Higher retirement age, lower benefits
Brown’s plan would significantly decrease benefits for new public employees, and lower the risk for governments, by raising the retirement age from as early as 55 to 67 for all new public employees except safety workers. It would cap the amount of salary qualifying for a defined benefit, affecting mostly higher paid administrators in the case of CalSTRS, and it would end spiking, the practice of raising salaries and benefits in the last few years to jack up an employee’s pension.
In the biggest change, it would replace a significant portion of a defined benefit plan for new employees with a defined contribution plan similar to a 401(k). At the last hearing of the conference committee this month, CalSTRS’ deputy chief executive officer, Ed Derman, offered a variation of the defined contribution plan that would offer security to employees, while reducing costs and risk for employers. Under a “cash balance plan,” workers would contribute a portion of their earnings, matched by the employer. CalSTRS, not the individual, would manage the investment, and would guarantee only the rate of return equal to a long-term Treasury note, plus the principal. If the rate of return by the time of retirement turns out to be greater, the employee wins. CalSTRS already offers this option as a retirement supplement to members.
A cash balance plan may be more palatable to employees than a straight 401(k), but unions are expected to resist the higher retirement age and switch to a defined benefit program. And this is an election year, when Brown is counting on union support to underwrite the campaign for his tax increase.
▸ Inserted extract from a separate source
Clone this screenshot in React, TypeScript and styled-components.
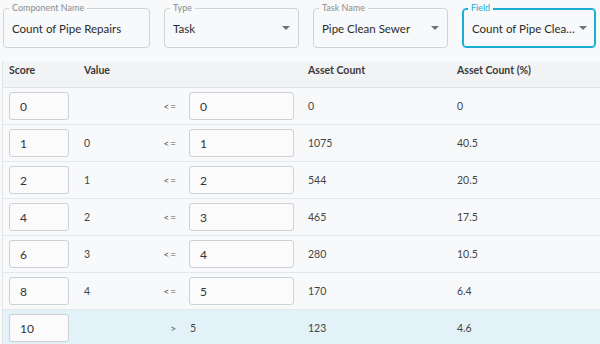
import React from 'react'
import styled, {createGlobalStyle} from 'styled-components'

const GlobalStyle = createGlobalStyle`
  html, body {
    margin: 0;
    padding: 0;
    background: #f8f9fa;
    font-family: Lato, 'Open Sans', sans-serif;
    color: #333;
  }
`

const Page = styled.div`
  width: 600px;
  height: 344px;
  overflow: hidden;
  background: #f8f9fa;
`

const FieldBar = styled.div`
  display: flex;
  gap: 14px;
  padding: 8px 3px 0 3px;
  height: 62px;
  box-sizing: border-box;
`

const FieldBox = styled.div<{$width: number; $active?: boolean}>`
  position: relative;
  width: ${(p) => p.$width}px;
  height: 40px;
  box-sizing: border-box;
  border: 1px solid ${(p) => (p.$active ? '#1aaed3' : '#cfd2d6')};
  box-shadow: ${(p) => (p.$active ? 'inset 0 0 0 1px #1aaed3' : 'none')};
  border-radius: 4px;
  display: flex;
  align-items: center;
  padding: 0 6px 0 ${(p) => (p.$active ? 9 : 8)}px;
  background: #f8f9fa;
`

const FieldLabel = styled.span<{$active?: boolean}>`
  position: absolute;
  top: -7px;
  left: 5px;
  padding: 0 3px;
  background: #f8f9fa;
  font-size: 9px;
  line-height: 12px;
  color: ${(p) => (p.$active ? '#1aaed3' : '#8a8d91')};
`

const FieldValue = styled.span`
  flex: 1;
  min-width: 0;
  font-size: 11.5px;
  color: #2b2b2b;
  white-space: nowrap;
  overflow: hidden;
  text-overflow: ellipsis;
  padding-top: 1px;
`

const Caret = styled.span`
  flex: none;
  width: 0;
  height: 0;
  border-left: 4px solid transparent;
  border-right: 4px solid transparent;
  border-top: 4px solid #6f7276;
  margin-left: 3px;
  margin-right: 2px;
`

const Table = styled.div`
  margin-left: 2px;
  border-left: 1px solid #e3e4e6;
`

const cols = '75px 76px 29px 119px 149px 1fr'

const HeaderRow = styled.div`
  display: grid;
  grid-template-columns: ${cols};
  align-items: start;
  height: 26px;
  box-sizing: border-box;
  padding: 2px 0 0 6px;
  line-height: 13px;
  background: #f2f3f4;
  border-bottom: 1px solid #e1e2e4;
  font-size: 10.5px;
  font-weight: 700;
  color: #3a3a3a;
`

const Row = styled.div<{$highlight?: boolean}>`
  display: grid;
  grid-template-columns: ${cols};
  align-items: center;
  height: 37px;
  box-sizing: border-box;
  padding-left: 6px;
  background: ${(p) => (p.$highlight ? '#e3f1f8' : '#f8f9fa')};
  border-bottom: 1px solid ${(p) => (p.$highlight ? 'transparent' : '#e6e7e9')};
  font-size: 10.5px;
  color: #444;
`

const Cell = styled.div`
  white-space: nowrap;
`

const Operator = styled.div`
  font-size: 10px;
  color: #555;
  text-align: right;
  padding-right: 12px;
  letter-spacing: 1px;
`

const InputBox = styled.div<{$width: number}>`
  width: ${(p) => p.$width}px;
  height: 28px;
  box-sizing: border-box;
  border: 1px solid #cdd0d4;
  border-radius: 3px;
  background: #fbfbfc;
  display: flex;
  align-items: center;
  padding-left: 10px;
  font-size: 12px;
  color: #333;
`

const PlainValue = styled.div`
  font-size: 10.5px;
  color: #444;
  padding-left: 1px;
`

const fields = [
  {label: 'Component Name', value: 'Count of Pipe Repairs', width: 147},
  {label: 'Type', value: 'Task', width: 135, select: true},
  {label: 'Task Name', value: 'Pipe Clean Sewer', width: 135, select: true},
  {label: 'Field', value: 'Count of Pipe Clean Sewer', width: 134, select: true, active: true},
]

const rows = [
  {score: '0', value: '', max: '0', count: '0', pct: '0'},
  {score: '1', value: '0', max: '1', count: '1075', pct: '40.5'},
  {score: '2', value: '1', max: '2', count: '544', pct: '20.5'},
  {score: '4', value: '2', max: '3', count: '465', pct: '17.5'},
  {score: '6', value: '3', max: '4', count: '280', pct: '10.5'},
  {score: '8', value: '4', max: '5', count: '170', pct: '6.4'},
]

export default function App() {
  return (
    <Page>
      <GlobalStyle />
      <FieldBar>
        {fields.map((f) => (
          <FieldBox key={f.label} $width={f.width} $active={f.active}>
            <FieldLabel $active={f.active}>{f.label}</FieldLabel>
            <FieldValue>{f.value}</FieldValue>
            {f.select ? <Caret /> : null}
          </FieldBox>
        ))}
      </FieldBar>
      <Table>
        <HeaderRow>
          <Cell>Score</Cell>
          <Cell>Value</Cell>
          <Cell />
          <Cell />
          <Cell>Asset Count</Cell>
          <Cell>Asset Count (%)</Cell>
        </HeaderRow>
        {rows.map((r) => (
          <Row key={r.score}>
            <Cell>
              <InputBox $width={60}>{r.score}</InputBox>
            </Cell>
            <Cell>{r.value}</Cell>
            <Operator>{'<='}</Operator>
            <Cell>
              <InputBox $width={105}>{r.max}</InputBox>
            </Cell>
            <Cell>{r.count}</Cell>
            <Cell>{r.pct}</Cell>
          </Row>
        ))}
        <Row $highlight>
          <Cell>
            <InputBox $width={60}>10</InputBox>
          </Cell>
          <Cell />
          <Operator>{'>'}</Operator>
          <PlainValue>5</PlainValue>
          <Cell>123</Cell>
          <Cell>4.6</Cell>
        </Row>
      </Table>
    </Page>
  )
}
So far, the conference committee has gotten little done, and three months after introducing his 12-point plan, Brown has yet to flesh out details. That’s expected to come this month.
Compounding the challenge, two-thirds of the Legislature must approve putting an initiative before voters, because it will amend the state Constitution. And, as Simitian noted in the video clip, five out of six members of the conference committee must agree on a package to present to the Legislature.
That’s a tall order for any proposal, and this one will require bipartisan support. Will voters withhold their support for a tax increase for failure of action on pension reform? Legislators may not want to put that question to a test.